MorningWord 7/16/13: SO here is one for you, if U.S. equities are going to continue to make new highs, and perhaps realize the targets of many Wall Street strategists well above 1700 in the SPX, would you rather continue to own (or buy) AMZN, GOOG, PCLN making new all time highs up an eye popping 22%, 30% & 46% respectively ytd, or take a shot on some tech laggards, high quality companies that have yet to join the party like AAPL, FB or ORCL, down 19%, 1% and 4% respectively on the year??
For traders this is an age old debate, buy strength in a raging bull market, stick with what has worked, and/or dabble a bit in what should work if the rally truly as legs, as it will need to broaden out. I guess if I were a long only investor, and had some fabulous gains in single names on the year as the market is once again making new highs, I would probably be looking to take some chips off of the table and use some of the profits from winners to try to catch the next wave of the rally, if in fact it did come.
Which leads me to market breadth – it is pretty good, as the chart of Bloomberg’s index of NYSE New Highs minus New Lows shows below, we are quickly approaching the previous highs of the year.

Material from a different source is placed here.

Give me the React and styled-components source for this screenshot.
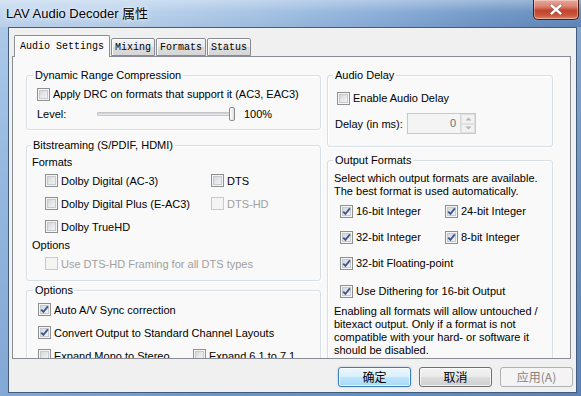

My sense is that for the rally to continue we will need to see some participation by some large cap laggards, the things that got us here can’t continue to do a lot of the heavy lifting.
So if we were playing, Would You Rather?, I’d probably be more inclined to play some of the tech laggards with trailing stops than dive into or remain long the fabulous performers that have gone parabolic.
Yesterday in this space I highlighted some recent breakouts to new highs in single names, some that did so successfully (HD & JNJ) and some that were rejected (BA & UPS). The fact of the matter is that the breakout is one of the most powerful technical patterns that exist and in momentum markets (like we are in) you are supposed to play them until they stop working. Case in point, everyone wants to hate AMZN’s profitability (including me at times), yet the stock has steadily built steam all year for its recent break to new highs:
I guess not too different a comparison in the last 9 months would be AAPL, a company where most people love the company and the products (like AMZN customers) but have been particularly negative on the stock (me included). What’s amazing about AAPL of late is that we barely even talk about it, the fever has broken and the sentiment regarding the company’s products has gotten so bad that maybe, just maybe, the stock is setting up for its own breakout (albeit not to new highs, they won’t come for years, if ever). The one year chart below shows the stock consolidating below the 50 and the 100 day moving average, but with the ovbious level of $450 as serious near term resistance:
While the technical set up is intriguing for traders, the resolution of this chart will come from the fundamentals and good old fashioned sentiment. Next week AAPL will report fiscal Q3 earnings and analysts expect earnings to decline a whopping 22% year over year……so expectations aren’t exactly high, but what will the fall bring in front of what should be an iPhone refresh? AAPL is a tricky one here and we will spend more time on it in front of the earnings event, but if it were my money, I’d rather be dipping my toe in AAPL within 10% of the multi-year lows, than continuing to ride or put new money in AMZN at all time highs.